The bank cut its 2026 EPS estimate by about 30%, citing a smaller revenue base and higher expenses as Fiserv spends to fix years of underinvestment.
“Given these issues and the fact that the company is basically guiding to flat revenue for the next nine months,” analysts said, “we are downgrading shares from Buy to Neutral.”
Morgan Stanley analyst James Faucette made a similar move, cutting the stock to Equal Weight and slashing its price target to $81 from $179. He said the changes under new CEO Mike Lyons and incoming CFO Paul Todd go beyond a typical expectations reset.
“We expect those initiatives will likely require time (at least 3-4 quarters) to begin to have externally measurable impact,” Faucette wrote, adding that “40 years of double-digit EPS growth ends” as the firm shifts to mid-single-digit revenue growth and eventually aims to restore double-digit profit gains by 2027.
Faucette noted that management acknowledged overreliance on short-term pricing tactics, deferred investments, and slower growth in Argentina, which had inflated past results.

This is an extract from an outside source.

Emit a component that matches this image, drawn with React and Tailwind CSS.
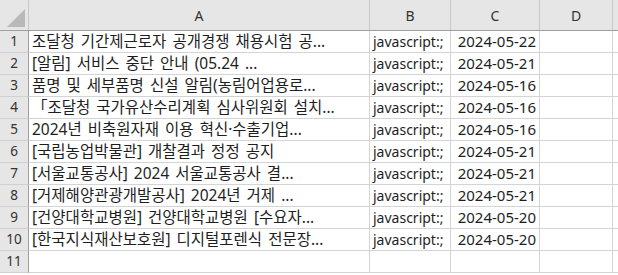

Morgan Stanley forecasts 2026 adjusted revenue growth of 2.7% and EPS of $8.27, both down sharply from prior estimates, before a gradual recovery.
Brokerage Seaport Research Partners also downgraded Fiserv to Neutral, calling the third-quarter miss and guidance cut “stunning.”
Analyst Jeff Cantwell wrote that 2026 “will be a transition year” with low-single-digit revenue growth and modest EPS decline, while 2027 remains uncertain.
He added that Fiserv’s new long-term algorithm of mid-single-digit revenue growth and double-digit EPS expansion “is well below many other Fintechs in our coverage universe.”